En ce début des années 80, le succès des comédies érotiques commence à s'effriter sous l'assaut du porno. Mais c'est pourtant à cette époque que la Suédoise va tourner une grande partie de ses comédies: "La gatta da pelare" (1981), "Ricchi, ricchissimi... praticamente in mutande / Don't Play with Tigers" (1982), "Sogni mostruosamente proibiti" (1982), "La Prof d'éducation sexuelle" (1981) (miraculeusement disponible chez nous), "Occhio, malocchio, prezzemolo e finocchio" (1983), "Questo e quello" (1983), "Vediamoci chiaro" (1984) sans oublier "Ricchi, ricchissimi... praticamente in mutande" (1982) avec Edwige Fenech.
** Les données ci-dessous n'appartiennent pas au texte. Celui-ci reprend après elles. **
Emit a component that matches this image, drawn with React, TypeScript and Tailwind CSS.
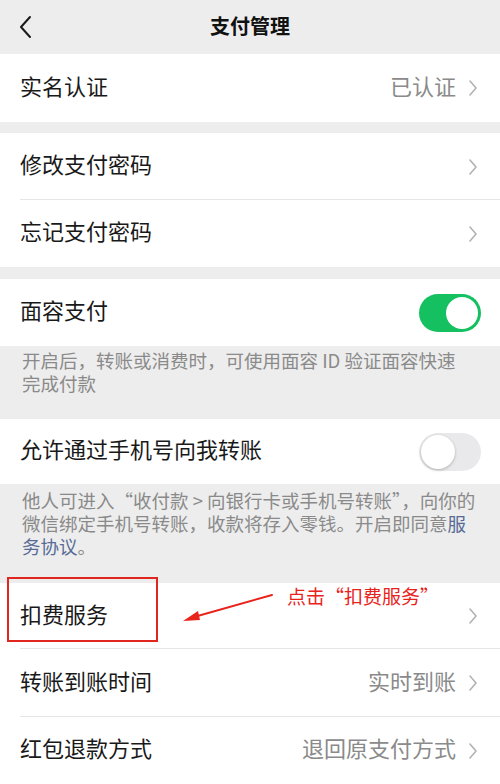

La fin des années 80 marquera aussi la fin du cinéma d'exploitation italien et de l'érotisme soft et, par conséquent, le déclin de la carrière de Janet Ågren qui, contrairement à certaines de ses consœurs comme Paole Senatore ou Karin Schubert, ne passera pas le cap du hard. Cela étant, elle dénichera malgré tout quelques rôles dans des productions destinées au marché international, comme le Red Sonja de Richard Fleischer. Viendront ensuite Atomic Cyborg où elle vole la vedette au pauvre Daniel Greene et "La Nuit des requins" où elle se retrouve aux côtés de Treat Williams. Enfin, elle sera harcelée par Nelson de la Rosa, alias Ratman. Mais les temps changent et, de jeune première, la belle passe à des rôles de femme plus mature, comme dans "Aladin" et "Karaté Warrior", pour lesquels elle incarne la maman du héros ; deux rôles très peu crédibles (il faut voir Janet servir le déjeuner de son fils en robe de soirée dans "Aladin") et plutôt anecdotiques !
En 1984, elle tentera une reconversion dans la chanson pour enregistrer en anglais un 45T, Teddy Bear.